No doubt with nothing but the best of intentions, applied ethicist Peg Tittle offers this recipe for statism: licence people before allowing them to become parents, to make sure that no unworthy people bring life into the world, and to make sure that no unworthy lives are lived:
We've talked ourselves silly and tied ourselves in knots about ending life–active, passive, voluntary, coerced, premeditated, accidental, negligent–we have been horrendously silent, irresponsibly laissez-faire about beginning life. We would not accept such wanton creation of life if it happened in the lab. Why do we condone it when it happens in bedrooms and backseats?
It should be illegal to create life, to have kids, in order to have another pair of hands at work in the field or to have more of us than them. It should be illegal to create a John Doe Jr. to carry on the family name and/or business.
And it should be illegal to knowingly create a life that will be spent in pain and/or that will be severely substandard.
Because we all know that the government knows the future, and knows that life lived in pain is worthless, and knows exactly how to define "severely substandard," and knows just who should live and who should die.

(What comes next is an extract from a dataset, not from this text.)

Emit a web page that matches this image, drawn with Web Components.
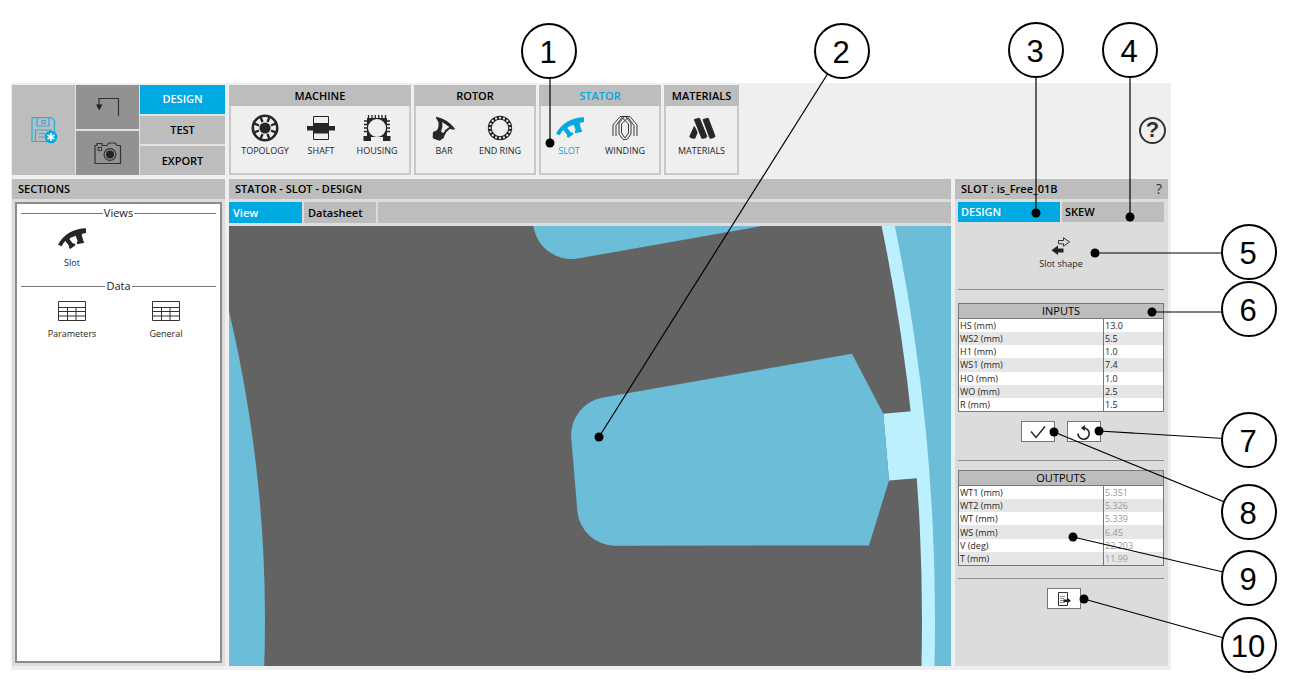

From here Tittle proceeds to deal (badly–I can understand why she's referred to in the past tense as a teacher of applied ethics) with various objections, though not with the one about abortion's immorality because that's SO Catholic/fundamentalist, it therefore needs no response. She does, however, deal with the issue of statism:
One last objection concerns the potential for abuse. Do we really want to give the state this particular power? I have to say, seeing a theocracy coming ever closer, that this is the argument that gives me most pause.
I want to point out that just because something will be abused doesn't mean it shouldn't be tried, and I want to point out that our many other licensing policies still exist despite the occasional abuse. But I've read Margaret Atwood's "Handmaid's Tale." It's chilling. [Not to mention ridiculous–A.] But I've also read the reports of people too drugged out to even know they're pregnant. And it's not a question of which scenario is more likely. One is already happening and has been for quite some time.
Most of us have seen broken kids, kids who didn't get what they needed at a critical stage in their development, so they go through life thinking the world owes them something. And indeed we do. But sadly, tragically, we can't give it to them because that critical window of time has passed: We can't go back and flush from the fetus the chemicals that interfered with its development; we can't go back and provide the baby with the nutrients required for growth; we can't go back and give the child the safety and attention that would have led to a secure personality. Every year, millions of the people we've created so carelessly are being starved, beaten or otherwise traumatized. Thousands die. And that doesn't count the ones still walking around.
Who apparently shouldn't be walking around, because if you can't live the fantabulous life of a teacher of applied ethics, you shouldn't be allowed to live at all.